In het begin van de koers ontsnapten drie renners uit het peloton: Jorge Martín Montenegro, Pierre Cazaux en Xavier Florencio, winnaar van de editie van 2006. Het peloton gaf zijn zegen en de drie eerdergenoemde aanvallers kregen een maximale voorsprong van ongeveer acht minuten.
Tijdens de eerste beklimming van de Jaizkibel ging Cazaux tegen het asfalt in de kop van de koers. Tegelijkertijd gingen Juan Manuel Gárate, José Iván Gutiérrez en thuisrijder Gorka Verdugo vanuit het peloton in de contra-attaque. Toen zij aansloten bij de eerste kopgroep van de dag, zonder Pierre Cazaux, bedroeg de achterstand van het peloton op de vijf leiders echter nog maar een minuut.
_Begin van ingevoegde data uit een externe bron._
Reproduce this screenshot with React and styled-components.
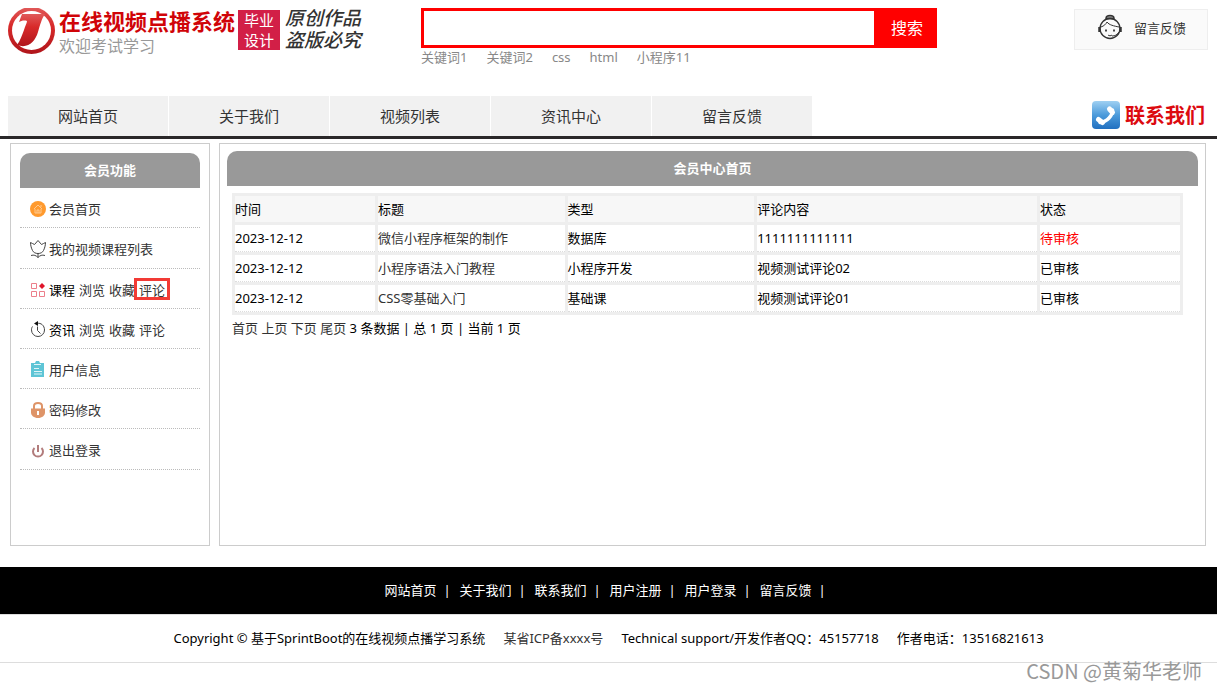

Hierna volgden nogmaals de beklimmingen van de Arkale en de Jaizkibel. Op de laatstgenoemde werden de vijf overgebleven vluchters ingerekend. Nadien plaatste Luis León Sánchez een splijtende demarrage, waarna enkel Aleksandr Vinokoerov en Carlos Sastre konden volgen. De drie reden maximaal 40 seconden bijeen op een achtervolgende elitegroep, waarbij tevens Robert Gesink betrokken was. De omstandigheden waren daar niet optimaal, waardoor Sánchez, Vinokourov en Sastre vooruitbleven. Ondanks dat Sastre geen antwoord op een versnelling van de twee anderen had, kon hij in de laatste kilometer nog terugkomen. Hij moest opnieuw lossen, toen Aleksandr Vinokoerov vervolgens van ver de sprint aanging, waarna Luis León Sánchez pas in extremis over hem heen kwam en hij als eerste de finish passeerde.